Inmiddels zit Jaap zo’n jaar of tien in de grond- weg- en waterbouw. “Ik vind het nu de leukste tak van transport. Sinds vorig jaar werk ik bij Millenaar & van Schaik Transport, dat is op dit gebied het grootste bedrijf van Nederland. Leuke mensen om me heen, zowel de collega’s als de klanten. Weet je, het volk op de bouw is toch anders dan wanneer je in één of andere loods met je diepvriesgroente aankomt. Daar gaat het er nogal zakelijk aan toe. In de bouwsector is het over het algemeen nogal vriendelijk.”

In het asfalt wordt veel ’s nachts en in het weekend gewerkt. Er zijn speciale ‘nachtchauffeurs’, mensen die vrijwel alleen maar ’s nachts rijden. Jaap werkt om het weekend: “Maar daar staat ook een vergoeding tegenover, hè. Alleen wil TLN nu af van de vergoedingen voor werken in het weekend. En dat terwijl we nog steeds ‘achterlopen’ met ons basissalaris. Gelukkig springen de vakbonden voor ons in de bres. Maar als je niet te beroerd bent om extra te werken, valt er best een aardige boterham te verdienen, hoor.”

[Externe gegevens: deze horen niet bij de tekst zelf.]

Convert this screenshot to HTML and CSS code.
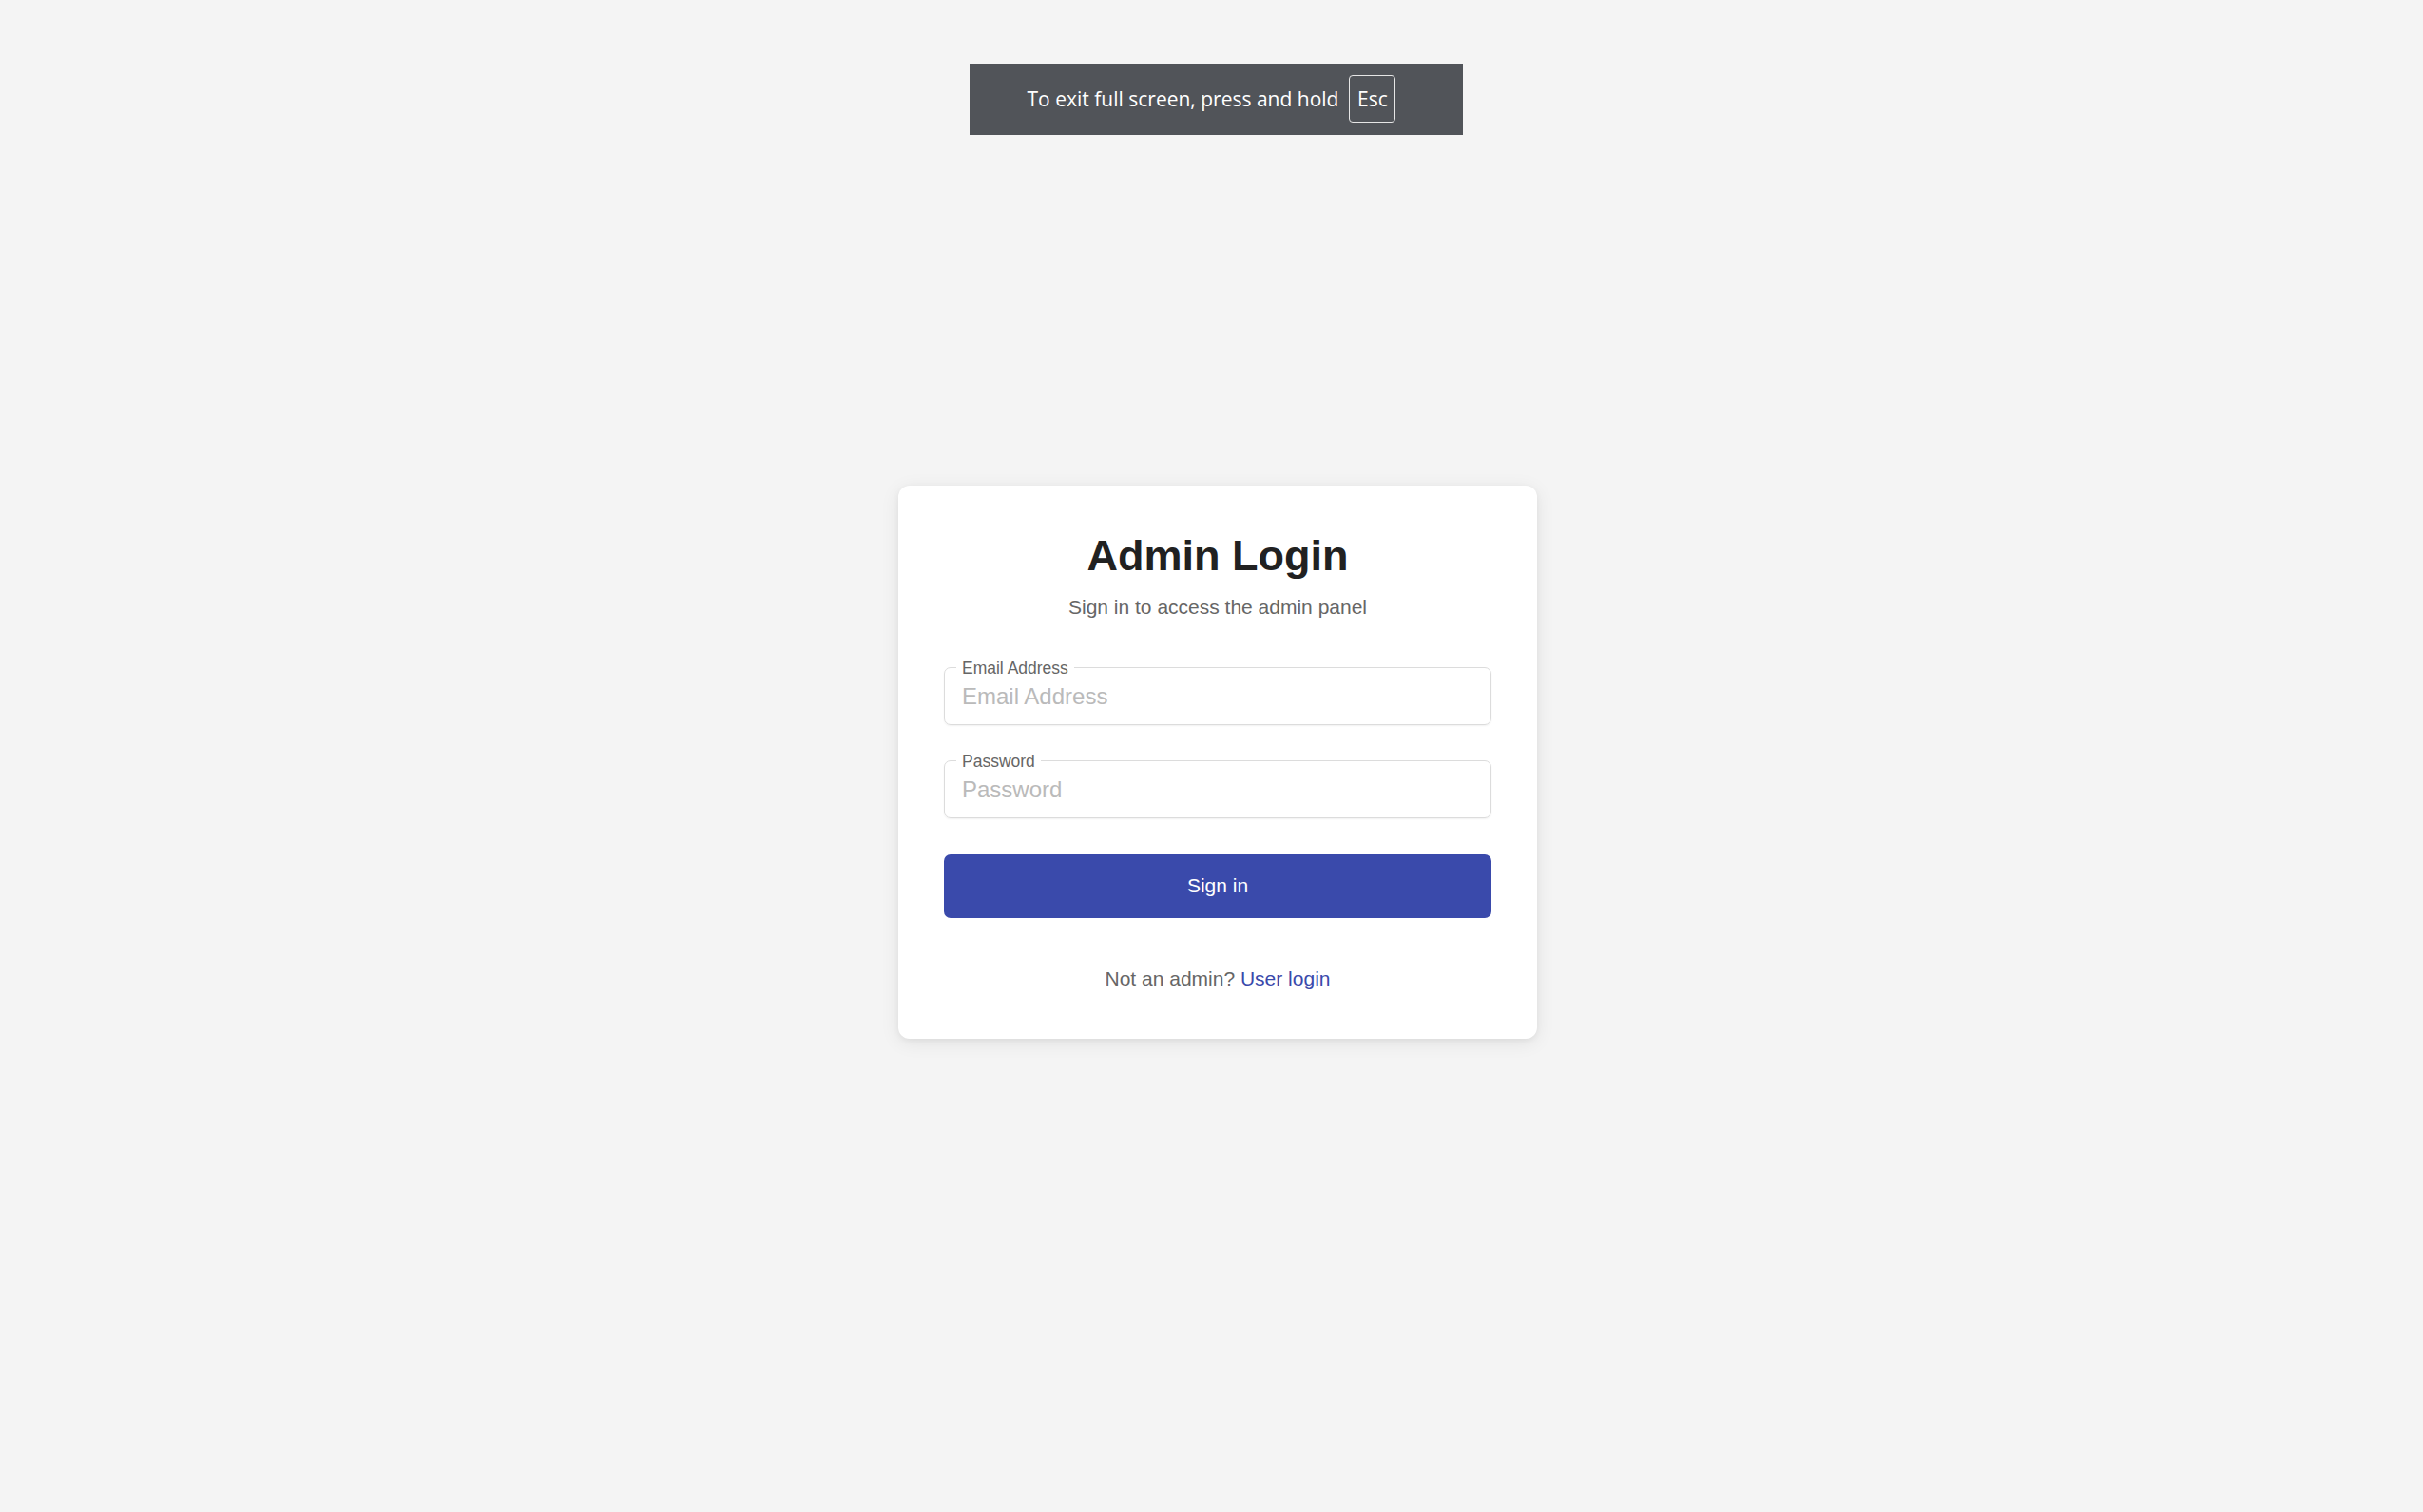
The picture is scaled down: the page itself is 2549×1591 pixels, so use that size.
FILE: index.html
```html
<!DOCTYPE html>
<html lang="en">
<head>
<meta charset="utf-8">
<title>Admin Login</title>
<link rel="stylesheet" href="styles.css">
</head>
<body>
<div class="fs-banner">
  <span class="fs-text">To exit full screen, press and hold</span>
  <span class="fs-key">Esc</span>
</div>
<main class="page">
  <section class="card">
    <h1 class="title">Admin Login</h1>
    <p class="subtitle">Sign in to access the admin panel</p>
    <form class="form">
      <div class="field">
        <fieldset class="outline"><legend class="legend">Email Address</legend></fieldset>
        <input class="input" type="email" placeholder="Email Address">
      </div>
      <div class="field">
        <fieldset class="outline"><legend class="legend">Password</legend></fieldset>
        <input class="input" type="password" placeholder="Password">
      </div>
      <button class="btn" type="button">Sign in</button>
    </form>
    <p class="footer">Not an admin? <a class="link" href="#">User login</a></p>
  </section>
</main>
</body>
</html>
```
FILE: styles.css
```css
* { box-sizing: border-box; }
html, body { margin: 0; padding: 0; }
body {
  background: #f4f4f4;
  font-family: "Liberation Sans", Arial, sans-serif;
  min-height: 100vh;
}
.fs-banner {
  position: absolute;
  top: 67px;
  left: 1020px;
  width: 519px;
  height: 75px;
  background: #515459;
  color: #ffffff;
  display: flex;
  align-items: center;
  justify-content: center;
  gap: 11px;
  font-family: "Open Sans", "Noto Sans", sans-serif;
  font-size: 21px;
  padding-right: 10px;
  padding-bottom: 2px;
  z-index: 10;
}
.fs-key {
  width: 49px;
  height: 50px;
  border: 1.5px solid #e6e6e6;
  border-radius: 4px;
  display: flex;
  align-items: center;
  justify-content: center;
}
.page {
  min-height: 100vh;
  display: flex;
  align-items: center;
  justify-content: center;
  padding: 13px 0 0 13px;
}
.card {
  width: 672px;
  background: #ffffff;
  border-radius: 12px;
  padding: 48px 48px 48px 48px;
  box-shadow: 0 4px 20px rgba(0,0,0,0.08), 0 2px 6px rgba(0,0,0,0.05);
  text-align: center;
}
.title {
  margin: 0;
  font-size: 45px;
  line-height: 51px;
  font-weight: 700;
  color: #212121;
}
.subtitle {
  margin: 13px 0 0 0;
  font-size: 21px;
  line-height: 31.5px;
  color: #666666;
}
.form {
  margin-top: 48px;
  display: flex;
  flex-direction: column;
}
.field {
  position: relative;
  height: 60px;
  margin-bottom: 38px;
}
.outline {
  position: absolute;
  top: -10px;
  left: 0;
  right: 0;
  bottom: 0;
  margin: 0;
  padding: 0 12px;
  border: 1px solid #dcdcdc;
  border-radius: 7px;
  box-shadow: 0 1px 2px rgba(0,0,0,0.06);
  text-align: left;
  pointer-events: none;
}
.legend {
  padding: 0 6px;
  font-size: 17.5px;
  line-height: 20px;
  color: #666666;
}
.input {
  position: relative;
  display: block;
  width: 100%;
  height: 60px;
  border: none;
  background: transparent;
  padding: 0 19px;
  font-family: "Liberation Sans", Arial, sans-serif;
  font-size: 24px;
  color: #212121;
  outline: none;
}
.input::placeholder { color: #bababa; }
.btn {
  margin-top: 0;
  height: 67px;
  border: none;
  border-radius: 7px;
  background: #3a4aab;
  color: #ffffff;
  font-family: "Liberation Sans", Arial, sans-serif;
  font-size: 21px;
  cursor: pointer;
}
.footer {
  margin: 48px 0 0 0;
  font-size: 21px;
  line-height: 31.5px;
  color: #666666;
}
.link {
  color: #3949ab;
  text-decoration: none;
}
```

Wat vindt Jaap het leukste aan het vak? “Het voelt ondanks alles als een vrij beroep. De meeste grote transportbedrijven hebben tegenwoordig boordcomputers. De planning kan precies zien waar ik rij, hoe hard ik rem en hoeveel gas ik geef. Maar ook de klant van de asfaltploegen, de uitvoerder, wil weten waar zijn vracht blijft. Op een tablet kan hij zien waar we rijden of waar we stilstaan. Maar joh, ik hou daar helemaal geen rekening mee. Als ik zin heb in een ijsje, dan maak ik een stop. En als ik naar de wc moet, dan moet ik naar de wc. Als je dat op een normale manier doet, zal niemand er ooit iets van zeggen. De planning hangt na vijf minuten echt niet aan de lijn om te vragen wat je in godsnaam aan het uitspoken bent. Ik voel me nog steeds redelijk vrij. Zolang je aan het rijden bent, heb je met niemand wat te maken, behalve dan met het verkeer. En als je dan aankomt op de bouwplaats, dan zijn daar de leuke collega’s.”

Al met al vindt Jaap het een mooi vak. “En er is volop werk in. Sterker nog, er is zelfs een chauffeurstekort. Vanochtend las ik in de krant dat de overheid werklozen tot chauffeur wil opleiden. Eerlijk gezegd hoop ik dat dat niet gaat gebeuren. Dan krijg je mensen die het alleen voor het geld doen en uiteindelijk afhaken omdat ze van die lange dagen moeten maken. Als je chauffeur wil worden, moet je affiniteit met het vak hebben.”